▶ _WORK REQUIRED_: Transcribe the material verbatim in full; the pictures do not belong in the copy.

▶ _EXCERPTED DATA_:
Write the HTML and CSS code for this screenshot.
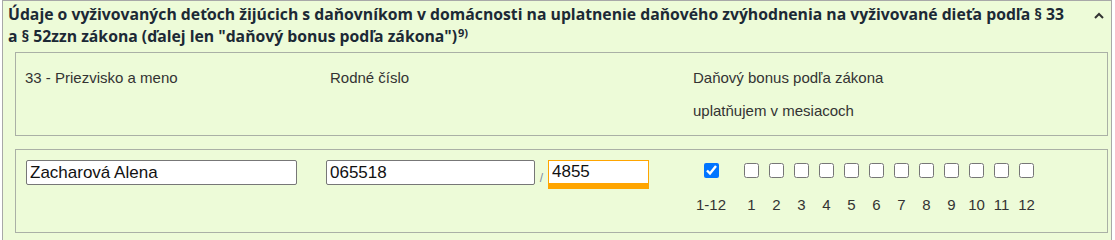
FILE: index.html
```html
<!DOCTYPE html>
<html lang="sk">
<head>
<meta charset="utf-8">
<title>Daňový bonus</title>
<link rel="stylesheet" href="styles.css">
</head>
<body>
<section class="panel">
  <header class="panel-head">
    <h2 class="panel-title">Údaje o vyživovaných deťoch žijúcich s daňovníkom v domácnosti na uplatnenie daňového zvýhodnenia na vyživované dieťa podľa §&nbsp;33 a&nbsp;§&nbsp;52zzn zákona (ďalej len "daňový bonus podľa zákona")<sup>9)</sup></h2>
    <svg class="chevron" width="12" height="8" viewBox="0 0 12 8"><polyline points="2,6 6,2 10,6" fill="none" stroke="#333" stroke-width="2"/></svg>
  </header>
  <div class="box box-head">
    <div class="col col-name">33 - Priezvisko a meno</div>
    <div class="col col-rc">Rodné číslo</div>
    <div class="col col-bonus">
      <div>Daňový bonus podľa zákona</div>
      <div class="second">uplatňujem v mesiacoch</div>
    </div>
  </div>
  <div class="box box-row">
    <div class="col col-name"><input class="txt name" type="text" value="Zacharová Alena"></div>
    <div class="col col-rc">
      <input class="txt rc1" type="text" value="065518"><span class="slash">/</span><input class="txt rc2" type="text" value="4855">
    </div>
    <div class="col col-bonus months">
      <label class="m all"><input type="checkbox" checked><span>1-12</span></label>
      <div class="mlist">
        <label class="m"><input type="checkbox"><span>1</span></label>
        <label class="m"><input type="checkbox"><span>2</span></label>
        <label class="m"><input type="checkbox"><span>3</span></label>
        <label class="m"><input type="checkbox"><span>4</span></label>
        <label class="m"><input type="checkbox"><span>5</span></label>
        <label class="m"><input type="checkbox"><span>6</span></label>
        <label class="m"><input type="checkbox"><span>7</span></label>
        <label class="m"><input type="checkbox"><span>8</span></label>
        <label class="m"><input type="checkbox"><span>9</span></label>
        <label class="m"><input type="checkbox"><span>10</span></label>
        <label class="m"><input type="checkbox"><span>11</span></label>
        <label class="m"><input type="checkbox"><span>12</span></label>
      </div>
    </div>
  </div>
</section>
</body>
</html>
```
FILE: styles.css
```css
html, body {
  margin: 0;
  padding: 0;
  background: #ffffff;
}
.panel {
  margin-left: 2px;
  width: 1110px;
  min-height: 240px;
  border: 1px solid #a8a8a8;
  border-bottom: none;
  background: #edfbd8;
  box-sizing: border-box;
}
.panel-head {
  display: flex;
  align-items: flex-start;
  padding: 2px 6px 0 5px;
  height: 51px;
  box-sizing: border-box;
}
.panel-title {
  flex: 1;
  margin: 0;
  font-family: "Open Sans", sans-serif;
  font-weight: 700;
  font-size: 15.75px;
  line-height: 22px;
  color: #1c2935;
}
.panel-title sup {
  font-size: 11px;
  line-height: 0;
  vertical-align: 5px;
  margin-left: 1px;
}
.chevron {
  margin-top: 9px;
  margin-left: 10px;
}
.box {
  margin: 0 3px 0 12px;
  border: 1px solid #aab0a6;
  display: flex;
  font-family: "Liberation Sans", Arial, sans-serif;
  font-size: 15px;
  color: #333;
}
.box-head {
  height: 84px;
  box-sizing: border-box;
  padding: 16px 0 0 9px;
  line-height: 17px;
}
.box-head .col-name { width: 305px; }
.box-head .col-rc { width: 363px; }
.box-head .second { margin-top: 16px; }
.box-row {
  margin-top: 13px;
  height: 84px;
  box-sizing: border-box;
  padding: 10px 0 0 10px;
}
.box-row .col-name { width: 300px; }
.box-row .col-rc { width: 367px; display: flex; align-items: flex-start; }
.txt {
  box-sizing: border-box;
  height: 25px;
  border: 1px solid #777;
  border-radius: 2px;
  background: #fff;
  padding: 1px 3px;
  font-family: "Liberation Sans", Arial, sans-serif;
  font-size: 17px;
  color: #111;
  outline: none;
}
.name { width: 271px; }
.rc1 { width: 209px; }
.slash {
  width: 13px;
  text-align: center;
  font-size: 12px;
  color: #7b8aa0;
  margin-top: 11px;
}
.rc2 {
  width: 101px;
  height: 29px;
  border: 1px solid #ffa500;
  border-bottom: 6px solid #ffa500;
  border-radius: 0;
  padding-top: 0;
}
.months {
  display: flex;
  align-items: flex-start;
  padding-top: 3px;
}
.mlist {
  display: flex;
  margin-left: 10px;
}
.m {
  display: flex;
  flex-direction: column;
  align-items: center;
  width: 25px;
  font-size: 15px;
  color: #333;
}
.m.all { width: 36px; }
.m input {
  width: 15px;
  height: 15px;
  margin: 0;
}
.m span {
  margin-top: 18px;
  line-height: 17px;
}
```
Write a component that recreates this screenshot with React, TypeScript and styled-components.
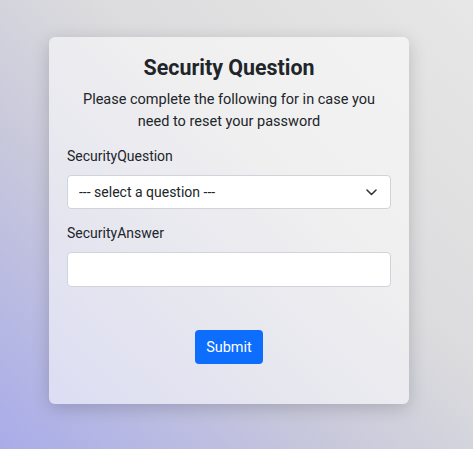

▶ _FULL SOLUTION_:
Write the HTML and CSS code for this screenshot.
FILE: index.html
```html
<!DOCTYPE html>
<html lang="sk">
<head>
<meta charset="utf-8">
<title>Daňový bonus</title>
<link rel="stylesheet" href="styles.css">
</head>
<body>
<section class="panel">
  <header class="panel-head">
    <h2 class="panel-title">Údaje o vyživovaných deťoch žijúcich s daňovníkom v domácnosti na uplatnenie daňového zvýhodnenia na vyživované dieťa podľa §&nbsp;33 a&nbsp;§&nbsp;52zzn zákona (ďalej len "daňový bonus podľa zákona")<sup>9)</sup></h2>
    <svg class="chevron" width="12" height="8" viewBox="0 0 12 8"><polyline points="2,6 6,2 10,6" fill="none" stroke="#333" stroke-width="2"/></svg>
  </header>
  <div class="box box-head">
    <div class="col col-name">33 - Priezvisko a meno</div>
    <div class="col col-rc">Rodné číslo</div>
    <div class="col col-bonus">
      <div>Daňový bonus podľa zákona</div>
      <div class="second">uplatňujem v mesiacoch</div>
    </div>
  </div>
  <div class="box box-row">
    <div class="col col-name"><input class="txt name" type="text" value="Zacharová Alena"></div>
    <div class="col col-rc">
      <input class="txt rc1" type="text" value="065518"><span class="slash">/</span><input class="txt rc2" type="text" value="4855">
    </div>
    <div class="col col-bonus months">
      <label class="m all"><input type="checkbox" checked><span>1-12</span></label>
      <div class="mlist">
        <label class="m"><input type="checkbox"><span>1</span></label>
        <label class="m"><input type="checkbox"><span>2</span></label>
        <label class="m"><input type="checkbox"><span>3</span></label>
        <label class="m"><input type="checkbox"><span>4</span></label>
        <label class="m"><input type="checkbox"><span>5</span></label>
        <label class="m"><input type="checkbox"><span>6</span></label>
        <label class="m"><input type="checkbox"><span>7</span></label>
        <label class="m"><input type="checkbox"><span>8</span></label>
        <label class="m"><input type="checkbox"><span>9</span></label>
        <label class="m"><input type="checkbox"><span>10</span></label>
        <label class="m"><input type="checkbox"><span>11</span></label>
        <label class="m"><input type="checkbox"><span>12</span></label>
      </div>
    </div>
  </div>
</section>
</body>
</html>
```
FILE: styles.css
```css
html, body {
  margin: 0;
  padding: 0;
  background: #ffffff;
}
.panel {
  margin-left: 2px;
  width: 1110px;
  min-height: 240px;
  border: 1px solid #a8a8a8;
  border-bottom: none;
  background: #edfbd8;
  box-sizing: border-box;
}
.panel-head {
  display: flex;
  align-items: flex-start;
  padding: 2px 6px 0 5px;
  height: 51px;
  box-sizing: border-box;
}
.panel-title {
  flex: 1;
  margin: 0;
  font-family: "Open Sans", sans-serif;
  font-weight: 700;
  font-size: 15.75px;
  line-height: 22px;
  color: #1c2935;
}
.panel-title sup {
  font-size: 11px;
  line-height: 0;
  vertical-align: 5px;
  margin-left: 1px;
}
.chevron {
  margin-top: 9px;
  margin-left: 10px;
}
.box {
  margin: 0 3px 0 12px;
  border: 1px solid #aab0a6;
  display: flex;
  font-family: "Liberation Sans", Arial, sans-serif;
  font-size: 15px;
  color: #333;
}
.box-head {
  height: 84px;
  box-sizing: border-box;
  padding: 16px 0 0 9px;
  line-height: 17px;
}
.box-head .col-name { width: 305px; }
.box-head .col-rc { width: 363px; }
.box-head .second { margin-top: 16px; }
.box-row {
  margin-top: 13px;
  height: 84px;
  box-sizing: border-box;
  padding: 10px 0 0 10px;
}
.box-row .col-name { width: 300px; }
.box-row .col-rc { width: 367px; display: flex; align-items: flex-start; }
.txt {
  box-sizing: border-box;
  height: 25px;
  border: 1px solid #777;
  border-radius: 2px;
  background: #fff;
  padding: 1px 3px;
  font-family: "Liberation Sans", Arial, sans-serif;
  font-size: 17px;
  color: #111;
  outline: none;
}
.name { width: 271px; }
.rc1 { width: 209px; }
.slash {
  width: 13px;
  text-align: center;
  font-size: 12px;
  color: #7b8aa0;
  margin-top: 11px;
}
.rc2 {
  width: 101px;
  height: 29px;
  border: 1px solid #ffa500;
  border-bottom: 6px solid #ffa500;
  border-radius: 0;
  padding-top: 0;
}
.months {
  display: flex;
  align-items: flex-start;
  padding-top: 3px;
}
.mlist {
  display: flex;
  margin-left: 10px;
}
.m {
  display: flex;
  flex-direction: column;
  align-items: center;
  width: 25px;
  font-size: 15px;
  color: #333;
}
.m.all { width: 36px; }
.m input {
  width: 15px;
  height: 15px;
  margin: 0;
}
.m span {
  margin-top: 18px;
  line-height: 17px;
}
```
Write a component that recreates this screenshot with React, TypeScript and styled-components.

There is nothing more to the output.